Here is what I have found when helping a customer of mine.
If they got to the Hotmail login screen using this URL:
http://login.passport.net/uilogin.srf?id=2
they were given the message that "cookies were disabled" in
their browser _unless_ they cleared out all their cookies.
If they got to the above link by entering
www.hotmail.com
which will take you to the passport URL above then
great joy. What is the
www.hotmail.com site doing
that the .NET passport site does not do? I suspect
dropping a cookie on there. However, I have not
spent a lot of time looking at this, I just know that
setting up Favorites or home pages to be the
www.hotmail.com URL solves the problem. IMHO
this is a bug, but hey, I'm just a tech helping out
frustrated Hotmail users.
gummo
<> wrote in message
news: oups.com...
> Sunny wrote:
> > Had the same hotmail login problem Wednesday, changed nothing, and
> logged in
> > 3 hours later OK.
> > (Temporary Hotmail glitch) ?
>
> Yes, it IS a Hotmail "glitch". It has nothing to do with the root
> causes listed in the first entry from "Microsoft MVP". The problem is
> on their end. They know it. They're just not admitting it.
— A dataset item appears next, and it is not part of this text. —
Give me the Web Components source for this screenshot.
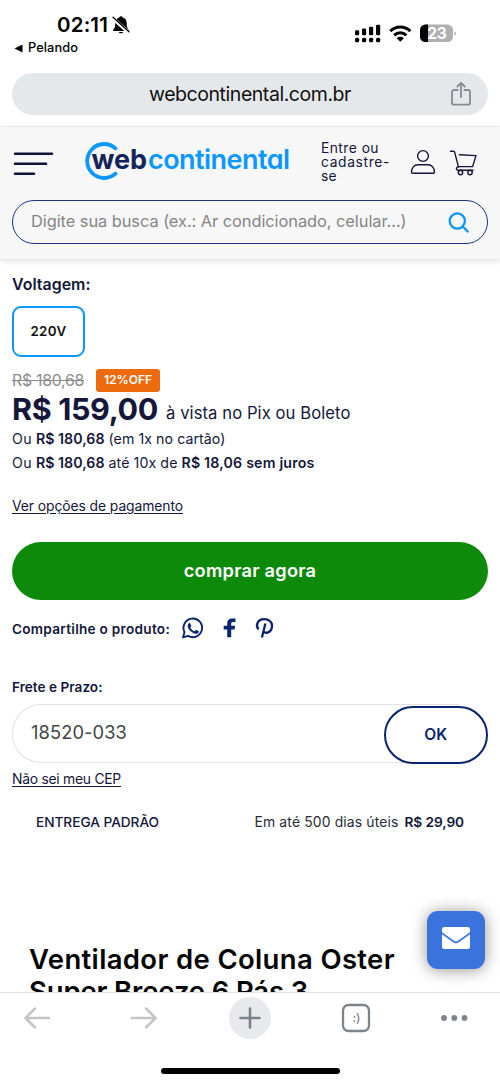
<!DOCTYPE html>
<html lang="pt-BR">
<head>
<meta charset="utf-8">
<title>webcontinental.com.br</title>
<style>
html,body{margin:0;padding:0;background:#fff}
body{font-family:Inter,"Liberation Sans",sans-serif;color:#14173a;width:500px;height:1083px;overflow:hidden}
</style>
</head>
<body>
<app-shell>
  <status-bar slot="top"></status-bar>
  <address-bar slot="top"><x-text s="19.5" w="202" c="#111">webcontinental.com.br</x-text></address-bar>
  <site-header slot="top"></site-header>
  <product-panel></product-panel>
  <mail-button slot="float"></mail-button>
  <browser-toolbar slot="bottom"></browser-toolbar>
</app-shell>
<script>
function element(name, html) {
  const t = document.createElement('template');
  t.innerHTML = html;
  customElements.define(name, class extends HTMLElement {
    constructor() {
      super();
      this.attachShadow({mode: 'open'}).append(t.content.cloneNode(true));
    }
  });
}

element('app-shell', `<style>
:host{display:flex;flex-direction:column;position:relative;width:500px;height:1083px;overflow:hidden;background:#fff}
main{flex:1;min-height:0;overflow:hidden}
header{position:relative;z-index:1}
.float{position:absolute;left:427px;top:911px}
footer{position:relative;z-index:2}
</style><header><slot name="top"></slot></header><main><slot></slot></main><div class="float"><slot name="float"></slot></div><footer><slot name="bottom"></slot></footer>`);

element('status-bar', `<style>
:host{display:flex;justify-content:space-between;height:73px;box-sizing:border-box;padding:15px 43px 0 14px;color:#000}
.time{display:flex;align-items:center;height:20px;padding-left:43px;gap:4px}
.back{display:flex;align-items:center;height:16px;gap:5px;margin-top:5px}
.sys{display:flex;height:22px;margin-top:7px}
svg{display:block}
</style>
<div><div class="time"><x-text s="20.5" w="51" b="600">02:11</x-text>
<svg width="18" height="20" viewBox="0 0 18 20"><path d="M9 1.2a2 2 0 0 1 2 1.6c2.7.8 3.7 3 3.7 5.5 0 4 .8 5.200 2.200 6.700v1H1.100v-1C2.500 13.500 3.300 12.200 3.300 8.300c0-2.500 1-4.700 3.700-5.500a2 2 0 0 1 2-1.600zM6.700 17h4.600c-.5 1.700-4.100 1.700-4.600 0z" fill="#000"/><path d="M0 2.500l17 15.200" stroke="#fff" stroke-width="3.600"/><path d="M1 2.200l16 14.500" stroke="#000" stroke-width="1.300" stroke-linecap="round"/></svg></div>
<div class="back"><svg width="9" height="9" viewBox="0 0 9 9"><path d="M.5 4.500L8.500.5v8z"/></svg><x-text s="12.8" w="50" b="500">Pelando</x-text></div></div>
<div class="sys"><svg width="103" height="22" viewBox="354 22 103 22">
<g><rect x="355" y="30.200" width="4.200" height="5" rx="1.300"/><rect x="362" y="28.600" width="4.200" height="6.600" rx="1.300"/><rect x="369" y="26.800" width="4.200" height="8.400" rx="1.300"/><rect x="376" y="24.800" width="4.200" height="10.400" rx="1.300"/>
<rect x="355" y="37.800" width="4.200" height="4.400" rx="1.500"/><rect x="362" y="37.800" width="4.200" height="4.400" rx="1.500"/><rect x="369" y="37.800" width="4.200" height="4.400" rx="1.500"/><rect x="376" y="37.800" width="4.200" height="4.400" rx="1.500"/></g>
<g fill="none" stroke="#000" stroke-width="3"><path d="M390.300 31.200a14 14 0 0 1 20 0"/><path d="M394.300 35.400a8.300 8.300 0 0 1 12 0"/></g><path d="M396.700 38.200a5.300 5.300 0 0 1 7.200 0l-3.600 3.600z"/>
<rect x="420" y="24.600" width="33" height="17.500" rx="5.500" fill="#b0b0b0"/><path d="M428 24.600h-2.500a5.500 5.500 0 0 0-5.500 5.500v6.500a5.500 5.500 0 0 0 5.500 5.500H428z"/><path d="M454.300 31.200c2.200.8 2.200 3.700 0 4.500z" fill="#b0b0b0"/>
<text x="427.300" y="39.200" font-size="15.500" font-weight="700" fill="#fff" textLength="19.500">23</text></svg></div>`);

element('address-bar', `<style>
:host{display:block;padding:0 12px;height:53px;background:#fff}
.pill{height:42px;border-radius:21px;background:#e5e8eb;display:grid;grid-template-columns:1fr auto 1fr;align-items:center}
svg{justify-self:end;margin-right:17px}
.t{grid-column:2}
</style><div class="pill"><div class="t"><slot></slot></div>
<svg width="20" height="26" viewBox="0 0 20 26" fill="none" stroke="#858c93" stroke-width="1.800" stroke-linecap="round" stroke-linejoin="round"><path d="M6.500 9H3a2 2 0 0 0-2 2v10.700a2 2 0 0 0 2 2h14a2 2 0 0 0 2-2V11a2 2 0 0 0-2-2h-3.500M10 16V2M6.300 5.500L10 1.800l3.700 3.700"/></svg></div>`);

element('site-logo', `<style>
:host{display:block;width:206px;height:38px;flex:none}
.l{display:grid}
.l>*{grid-area:1/1}
.w{display:flex;gap:1px;padding-left:7px;align-items:center;height:36px}
svg{display:block}
x-text{font-feature-settings:"cv11" 1}
</style><div class="l"><svg width="38" height="38" viewBox="0 0 38 38"><path d="M30.500 6.300A17 17 0 1 0 30.500 31.700" fill="none" stroke="#0a97ff" stroke-width="3.800" stroke-linecap="round"/></svg>
<div class="w"><x-text s="27" w="55.500" b="700" c="#13245a">web</x-text><x-text s="27" w="141.500" b="600" c="#0a97ff">continental</x-text></div></div>`);

element('site-header', `<style>
:host{display:block;height:133px;box-sizing:border-box;border-top:1.500px solid #e9e9ea;background:#f7f7f7;box-shadow:0 2px 6px rgba(0,0,0,.13);padding:13px 12px 0}
.row{display:flex;height:60px;align-items:flex-start}
svg{display:block;flex:none}
site-logo{margin:2px 0 0 29.500px}
.login{margin:1px 0 0 30.500px;width:70px;flex:none}
.user{margin:9px 0 0 19px}
.cart{margin:9px 0 0 13px}
.search{display:flex;align-items:center;justify-content:space-between;box-sizing:border-box;height:44px;border:1.500px solid #1d3580;border-radius:22px;padding:0 17px 0 18px}
.login x-text{height:14px;line-height:14px}
.search x-text{margin-bottom:3px}
</style>
<div class="row">
<svg width="43" height="42" viewBox="12 140 43 42" stroke="#11123a" stroke-width="2.600" stroke-linecap="round"><path d="M15 153.700h37M15 163.700h31M15 173.700h19"/></svg>
<site-logo></site-logo>
<div class="login"><x-text s="13.800" w="58">Entre ou</x-text><x-text s="13.800" w="69">cadastre-</x-text><x-text s="13.800" w="16">se</x-text></div>
<svg class="user" width="26" height="26" viewBox="0 0 26 26" fill="none" stroke="#14173a" stroke-width="1.400"><circle cx="13" cy="7" r="5.400"/><path d="M2.800 24.200c-1 0-1.400-.5-1.300-1.300.3-4.300 2.900-7.200 6.500-7.200h10c3.600 0 6.200 2.900 6.500 7.200.1.8-.3 1.300-1.300 1.300z"/></svg>
<svg class="cart" width="29" height="27" viewBox="0 0 29 27" fill="none" stroke="#14173a" stroke-width="1.400" stroke-linecap="round" stroke-linejoin="round"><path d="M1.500 2.200h2.800c.8 0 1.200.4 1.400 1.100L9.500 18.200M10.500 5.700l16.500.9-3.400 11H9.300c-2.500.2-2.500 3.600 0 3.600h14.800"/><circle cx="11.500" cy="23.500" r="2.200"/><circle cx="21" cy="23.500" r="2.200"/></svg>
</div>
<div class="search"><x-text s="16.400" w="375.500" c="#858585">Digite sua busca (ex.: Ar condicionado, celular...)</x-text>
<svg width="23" height="23" viewBox="0 0 23 23" fill="none" stroke="#0a97ff" stroke-width="2.300"><circle cx="10.300" cy="10" r="7.600"/><path d="M15.500 15.200l5.900 5.900"/></svg></div>`);

element('voltage-option', `<style>
:host{display:flex;box-sizing:border-box;width:73px;height:51px;border:2px solid #0a97ff;border-radius:9px;align-items:center;justify-content:center;padding-bottom:1px}
</style><slot></slot>`);

element('price-block', `<style>
:host{display:block}
.old,.main,.line{display:flex}
.old{height:23px;align-items:center;gap:12px}
.old>x-text{text-decoration:line-through}
.badge{display:flex;justify-content:center;align-items:center;background:#ed6b0d;border-radius:3px;width:64px;height:23px}
.badge x-text{margin-bottom:2px}
.main{height:24px;margin-top:5px;gap:8px;align-items:center}
.main x-text + x-text{margin-top:7px}
.line{gap:4px;margin-top:8px}
.line + .line{margin-top:4px}
.pay{text-decoration:underline;text-underline-offset:2px;margin-top:23px}
</style>
<div class="old"><x-text s="15.8" w="72" c="#8b8b8b">R$ 180,68</x-text><span class="badge"><x-text s="12.2" w="48" b="600" c="#fff">12%OFF</x-text></span></div>
<div class="main"><x-text s="30.5" w="146" b="700">R$ 159,00</x-text><x-text s="16.600" w="184.500">à vista no Pix ou Boleto</x-text></div>
<div class="line"><x-text s="14.200" w="20">Ou</x-text><x-text s="14.200" w="68.500" b="600">R$ 180,68</x-text><x-text s="14.200" w="117">(em 1x no cartão)</x-text></div>
<div class="line"><x-text s="14.200" w="20">Ou</x-text><x-text s="14.200" w="68.500" b="600">R$ 180,68</x-text><x-text s="14.200" w="69">até 10x de</x-text><x-text s="14.200" w="133" b="600">R$ 18,06 sem juros</x-text></div>
<x-text class="pay" s="13.900" w="171">Ver opções de pagamento</x-text>`);

element('buy-button', `<style>
:host{display:flex;height:58px;box-sizing:border-box;padding-bottom:1px;border-radius:29px;background:#0e8a0b;align-items:center;justify-content:center}
</style><slot></slot>`);

element('share-row', `<style>
:host{display:flex;height:22px;align-items:center}
svg{display:block;margin:-2px 0 0 11px}
</style><x-text s="13.6" w="158" b="600">Compartilhe o produto:</x-text>
<svg width="94" height="24" viewBox="181 616 94 24" fill="none" stroke="#0b2470">
<path d="M183 637.400l1.500-5.300a9.300 9.300 0 1 1 3.600 3.800z" stroke-width="1.900" stroke-linejoin="round"/>
<path d="M188.300 623.700c.6-.8 1.400-1 1.900-.3l1 2.300c.2.600-.7 1.300-.9 1.700.8 1.800 2.300 3.100 4.200 3.900.4-.2 1.200-1.600 1.800-1.300l2.300 1.100c.5.4.2 1.500-.7 2.200-1.300 1-3.300.5-5.500-.8-2.400-1.500-4.600-4-4.700-6.300 0-.9.200-1.900.6-2.500z" fill="#0b2470" stroke="none"/>
<path d="M227.200 637.300v-7.700h-3.500v-3.900h3.500v-2.400c0-3.200 2-4.900 4.900-4.900 1.500 0 2.800.1 3.400.2v3.500h-2.200c-1.700 0-2.100.8-2.100 2v1.600h4l-.6 3.900h-3.400v7.700z" fill="#0b2470" stroke="none"/>
<path d="M258.600 629.400c-3-3-2-10 5.500-10.200 5-.1 8.400 3.100 7.900 7.400-.6 6.100-6.800 7.700-8.800 4.400M265.400 623.500l-3.500 14" stroke-width="2.300"/></svg>`);

element('shipping-form', `<style>
:host{display:block}
.f{display:flex;height:60px;margin-top:7px;position:relative}
.in{box-sizing:border-box;flex:1;height:59px;margin-right:28px;border:1.500px solid #e3e3e3;border-right:0;border-radius:29px 0 0 29px;padding:0 18px;display:flex;align-items:center}
.ok{box-sizing:border-box;position:absolute;right:0;top:2px;width:104.500px;height:58px;border:2.300px solid #0b2470;border-radius:29px;background:#fff;display:flex;align-items:center;justify-content:center}
.in x-text{margin-bottom:2px}
.u{text-decoration:underline;text-underline-offset:2px;margin-top:5px}
.r{display:flex;padding:0 24px;margin-top:23px}
.r x-text:first-child{margin-right:auto}
.r x-text:last-child{margin-left:6px}
</style><x-text s="13.6" w="90.500" b="600">Frete e Prazo:</x-text>
<div class="f"><div class="in"><x-text s="18.300" w="96" c="#444">18520-033</x-text></div><div class="ok"><x-text s="15.500" w="23" b="600" c="#0b2470">OK</x-text></div></div>
<x-text class="u" s="13.900" w="109">Não sei meu CEP</x-text>
<div class="r"><x-text s="13.700" w="123" b="500">ENTREGA PADRÃO</x-text><x-text s="13.900" w="144" c="#2b2b33">Em até 500 dias úteis</x-text><x-text s="13.700" w="59.500" b="600">R$ 29,90</x-text></div>`);

element('product-panel', `<style>
:host{display:block;padding:16px 12px 0}
voltage-option{margin-top:11px}
price-block{margin-top:12px}
buy-button{margin-top:25.500px}
share-row{margin-top:18px}
shipping-form{margin-top:37px}
h1{margin:111px 0 0 17px}
h1 x-text{height:32px;line-height:33px}
</style>
<x-text s="15.900" w="78.500" b="600">Voltagem:</x-text>
<voltage-option><x-text s="13.300" w="36" b="600" c="#111">220V</x-text></voltage-option>
<price-block></price-block>
<buy-button><x-text s="18.200" w="132.500" b="600" c="#fff">comprar agora</x-text></buy-button>
<share-row></share-row>
<shipping-form></shipping-form>
<h1><x-text s="27.500" w="366" b="600" c="#050505">Ventilador de Coluna Oster</x-text><x-text s="27.500" w="279" b="600" c="#050505">Super Breeze 6 Pás 3</x-text></h1>`);

element('mail-button', `<style>
:host{display:flex;width:58px;height:58px;border-radius:11px;background:#3b73dc;box-shadow:0 1px 16px rgba(0,0,0,.42);align-items:center;justify-content:center}
svg{display:block;margin-top:-4px}
</style><svg width="28" height="22" viewBox="0 0 28 22" fill="#fff"><path d="M2.500 0h23A2.500 2.500 0 0 1 28 2.500V4c0 .9-.4 1.500-1.100 2L16 13.700c-1.500 1.100-2.500 1.100-4 0L1.100 6C.4 5.500 0 4.900 0 4V2.500A2.500 2.500 0 0 1 2.500 0z"/><path d="M0 7.300l11.100 8c2.200 1.500 3.600 1.500 5.800 0l11.100-8v12.200a2.500 2.500 0 0 1-2.500 2.500h-23A2.500 2.500 0 0 1 0 19.500z"/></svg>`);

element('browser-toolbar', `<style>
:host{display:flex;flex-direction:column;align-items:center;height:91px;box-sizing:border-box;border-top:1.500px solid #e2e4e6;background:#fff}
nav{display:grid;grid-template-columns:73px 141px 72px 141px 73px;justify-items:center;align-items:center;width:500px;height:42px;margin-top:4px}
svg{display:block}
.plus{background:#e8e9ed;border-radius:50%}
nav svg:nth-child(4){margin-right:1px}
nav svg:nth-child(5){margin-right:19px}
.home{width:179px;height:6px;border-radius:3px;background:#000;margin-top:29px}
</style><nav>
<svg width="28" height="24" viewBox="0 0 28 24" fill="none" stroke="#c5c5c6" stroke-width="2.500" stroke-linecap="round" stroke-linejoin="round"><path d="M26 12H2.500M12 2.500L2.500 12l9.500 9.500"/></svg>
<svg width="28" height="24" viewBox="0 0 28 24" fill="none" stroke="#c5c5c6" stroke-width="2.500" stroke-linecap="round" stroke-linejoin="round"><path d="M2 12h23.500M16 2.500l9.500 9.500-9.500 9.500"/></svg>
<svg class="plus" width="42" height="42" viewBox="0 0 42 42" stroke="#7b828a" stroke-width="2.600" stroke-linecap="round"><path d="M11.500 21h19M21 11.500v19"/></svg>
<svg width="30" height="30" viewBox="0 0 30 30"><rect x="2" y="2" width="26" height="26" rx="5.500" fill="none" stroke="#7d858c" stroke-width="2.300"/><text x="11.400" y="19.300" font-size="12" font-weight="500" fill="#7d858c">:)</text></svg>
<svg width="28" height="8" viewBox="0 0 28 8" fill="#7d858c"><circle cx="4" cy="4" r="2.900"/><circle cx="14.300" cy="4" r="2.900"/><circle cx="24.500" cy="4" r="2.900"/></svg>
</nav><div class="home"></div>`);

/* Single line of text: s = size, b = weight, c = colour, w = width reached by tracking. */
customElements.define('x-text', class extends HTMLElement {
  constructor() {
    super();
    this.attachShadow({mode: 'open'}).innerHTML = `<style>
:host{display:block;width:max-content;height:20px;line-height:20px;white-space:nowrap;flex:none}
</style><slot></slot>`;
  }
  connectedCallback() {
    const st = this.style, a = n => this.getAttribute(n);
    st.fontSize = a('s') + 'px';
    st.fontWeight = a('b') || 400;
    if (a('c')) st.color = a('c');
    const w = +a('w'), n = this.textContent.length;
    st.letterSpacing = '0px';
    const natural = this.getBoundingClientRect().width;
    if (natural) st.letterSpacing = ((w - natural) / n).toFixed(3) + 'px';
  }
});
</script>
</body>
</html>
Kinda like
> all the problems they had several months ago with response time, page
> not founds, etc. that just "magically" went away. This is Microsoft's
> way a saving face while they, behind the scenes, try to undo whatever
> went wrong.
>
> A sure-fire sign that this has nothing to do with US is that it (the
> cookies issue) started happening to a whole bunch of people in
> different places, on different ISPs, and on different machines at
> roughly the same time. To think that it's NOT something to do with IE
> or Hotmail or .NET is simply a form of denial. Denial is a classic
> coping mechanism.
>
> Don't worry, they'll figure it out. Don't get me wrong, it's not that I
> like being LIED to. It's just that I understand why they try to come up
> with all kinds of goofy cover-up type reasons instead of just saying
> "we don't know". They want people to think that they are smart. They
> think saying "I don't know" will make them look dumb. The only thing
> they don't get is that sometimes, saying "I don't know" is the smartest
> and most honest thing someone can say.
>
> In the meantime, my workaround is to delete all cookies and then log in
> again. The message saying that the browser "does not accept cookies" is
> now missing. Clearly, it DOES accept cookies.
>
> I hope this IE/.NET/Hotmail defect is fixed soon.